The third option is VARSTOCASES followed by CROSSTABS as demonstrated below. Note that VARSTOCASES results in an incorrect variable label so we correct that in step 2. We'll discuss this problem a bit later on.
SPSS VARSTOCASES Example 2
varstocases
/make sector from sector_2010 to sector_2014
/index year(sector).
*2. Correct variable label.
variable labels sector "Sector in which respondent was working".
*3. Extract year from string.
compute year = char.substr(year,index(year,'_') + 1).
execute.
*4. Generate table.
crosstabs sector by year/cells column.
SPSS VARSTOCASES - Creating Multiple Variables
Our first two examples created one variable holding the original values and a second (index) variable holding the original variable names. In some cases, however, you may want to restructure multiple sets of variables in one go. For instance, let's consider sav_data016, holding typical reaction time data.
Apparently, respondents took 5 trials, each resulting in an answer and a reaction time. So do wrong answers have shorter or longer average reaction times? One way to figure out is using the VARSTOCASES syntax below, perhaps followed by MEANS.
SPSS VARSTOCASES Example 3
varstocases
/make t from t1 to t5
/make a from a1 to a5
/index trial.
Result
SPSS VARSTOCASES - Wrong Results
In our second example, we placed two variables on top of each other in one new variable. Both input variables had a variable label but the (single) output variable can have only one variable label. SPSS “solves” the problem by using the first variable label it encounters. In most cases, this will be incorrect but we'll readily see the problem.
The real problem with VARSTOCASES is that the same principle holds for value labels. This may result in nonsensical results. We'll now demonstrate this on sav_data017, part of which are shown below.
We first run basic FREQUENCIES. Note that both questions basically indicate that politicians are not very popular with our respondents.
set tnumbers both.
*2. Frequency tables.
frequencies v1 v2.
Result
Importantly, these tables also show that our two variables have inconsistent value labels. We now run VARSTOCASES and replicate both frequency tables with a single contingency table.

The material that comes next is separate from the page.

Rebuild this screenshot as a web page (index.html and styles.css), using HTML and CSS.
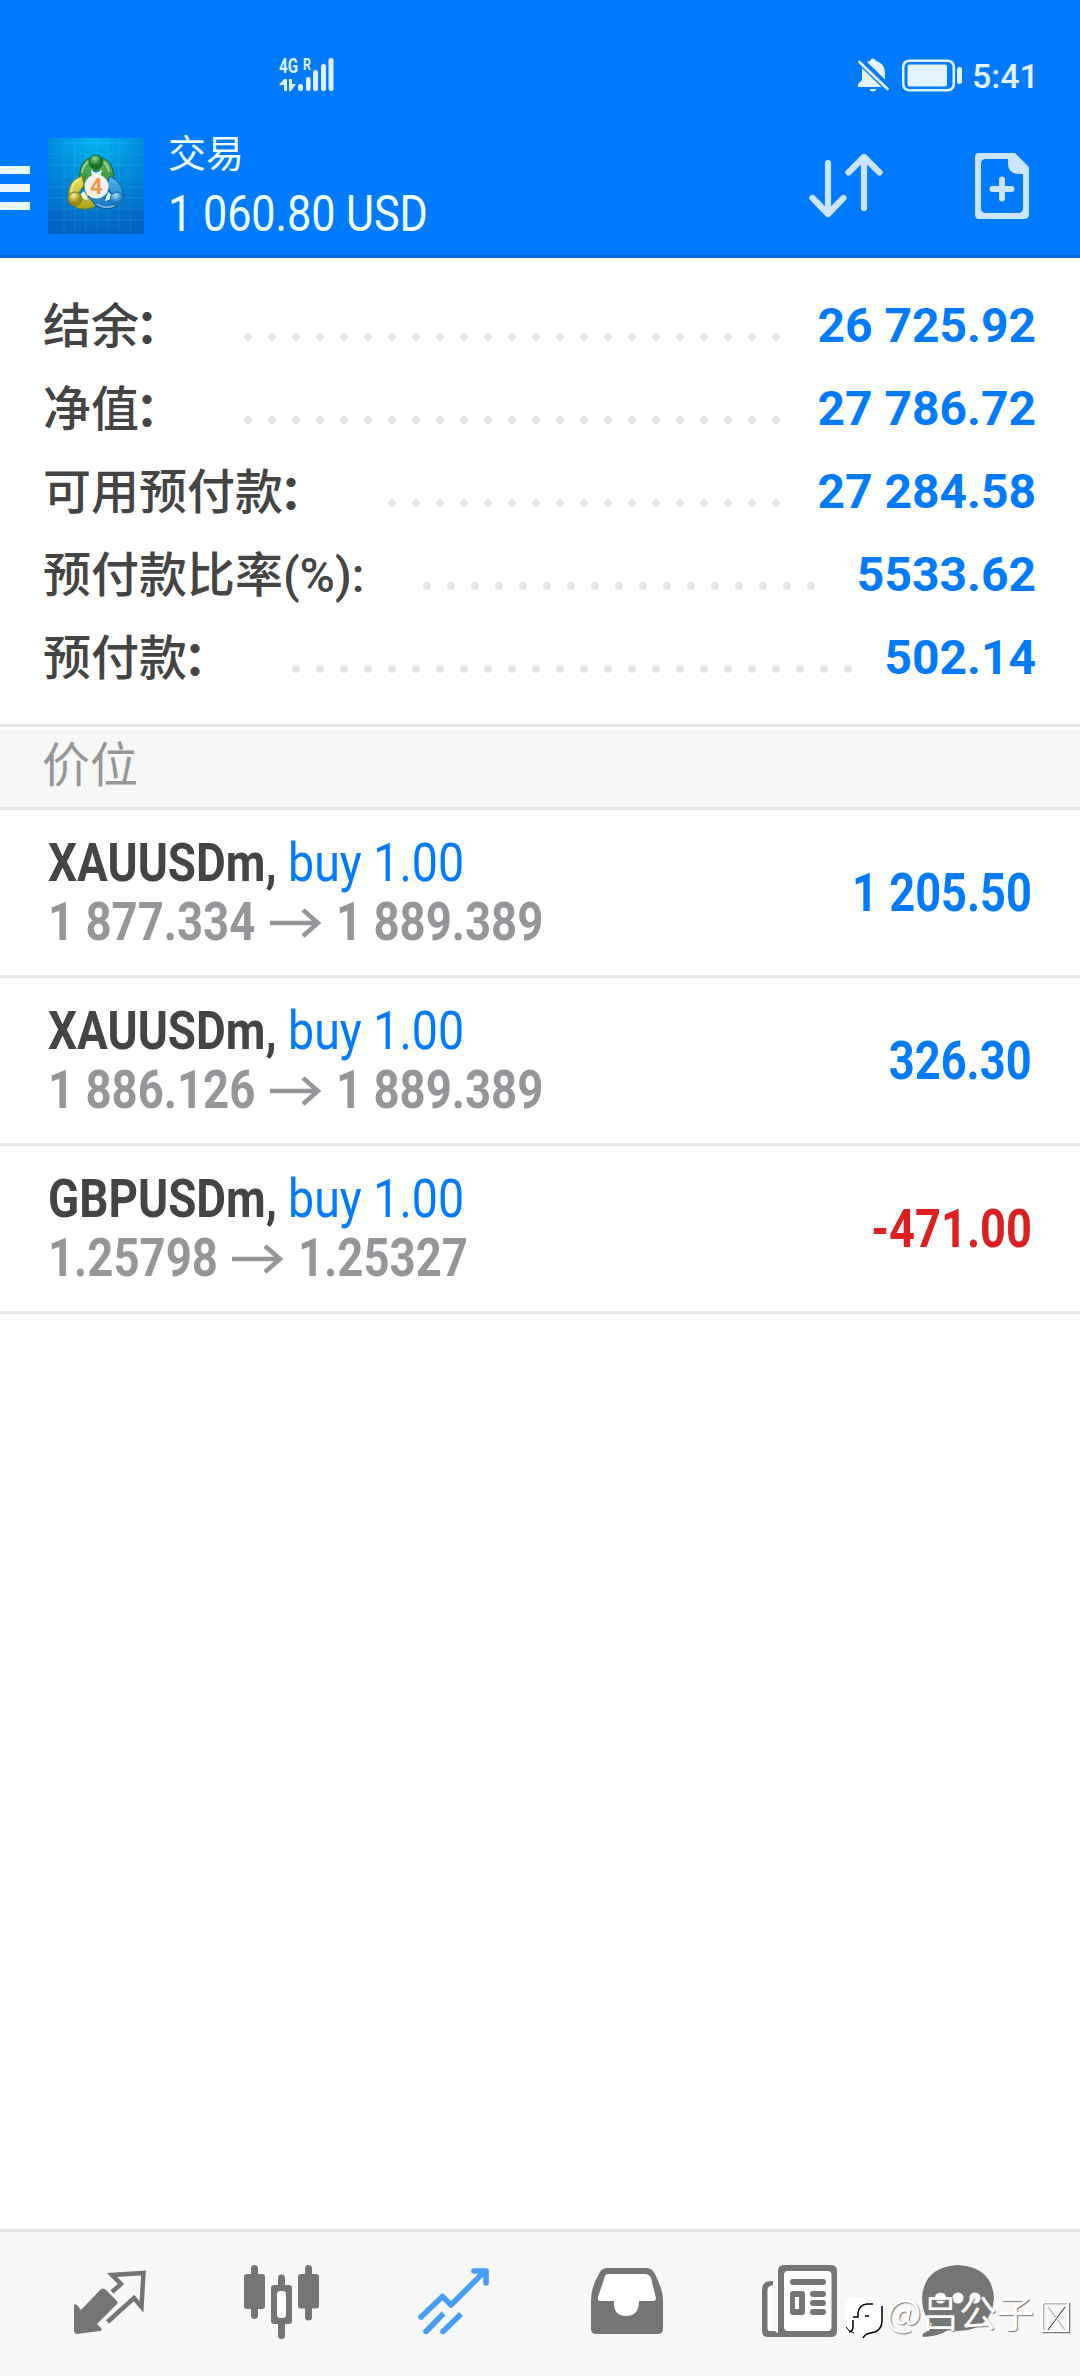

SPSS VARSTOCASES Example 4
varstocases
/make v from v1 v2
/index question(v).
*2. Remove incorrect variable label.
variable labels v ''.
*3. Note that result is not correct.
crosstabs v by question/cells columns.
Result
Note that VARSTOCASES has applied the value labels of v1 to the values of v1 and v2, resulting in misleading results. Even more disturbing, SPSS didn't throw any error or warning that things were going wrong at some point.
Believe it or not but this is not a bug. VARSTOCASES is supposed to work like this and this behavior is described in the CSR. We wonder, however, how many SPSS users are aware that this may happen. And even those who are aware have no efficient way for circumventing it as SPSS completely lacks any dictionary consistency check.
On a personal note, we feel that VARSTOCASES should perform such a check by default and at least issue a warning if things do go wrong. This suggestion goes for ADD FILES too, which shows similar problematic behavior which is even harder to avoid.
THIS TUTORIAL HAS 9 COMMENTS:
By Ruben Geert van den Berg on May 8th, 2016
Hi Jon!
I didn't know you could AUTORECODE numeric variables for creating a template. However, I tried it and the result was neither as expected nor as desired. A tiny syntax example that illustrates the problem is SPSS AUTORECODE - Save and Apply Template Going Bad.
By Jon Peck on May 8th, 2016
Sorry, that is not at all how AUTORECODE is supposed to work. You can open the generated likert.sat file to see the mapping defined by the command. (It has extension sat but is actually in sav file format.) You can, in fact, create your own mapping there. In your example, the sat file defines the mapping for the values it found (1-6), but none of those values occur in the second variable, so the template has no effect.
What I had in mind was that you establish the mapping for the same set of values in the template and then just use that in the future.
By Ruben Geert van den Berg on May 8th, 2016
I see. I thought the syntax example was you were hinting at when you wrote "You take a variable that is properly coded and run AUTORECODE on it saving a template."
Perhaps you're better off by recycling a plain syntax RECODE and VALUE LABELS command, especially since both'll take many variables if desired. I actually use a collection of syntax/chart template snippets that I often use in a GoogleDoc, which works really well for me.
By Jon Peck on May 8th, 2016
All you are really doing in this case is providing a convent way to apply standard sorts of recoded. But if you enrich your metadata with attributes like Likert, you could have Python code use that to do the recode automatically. In fact the SPSSINC SELECT VARIABLES extension command could select all of your Variables with a Likert attribute and make a macro listing them.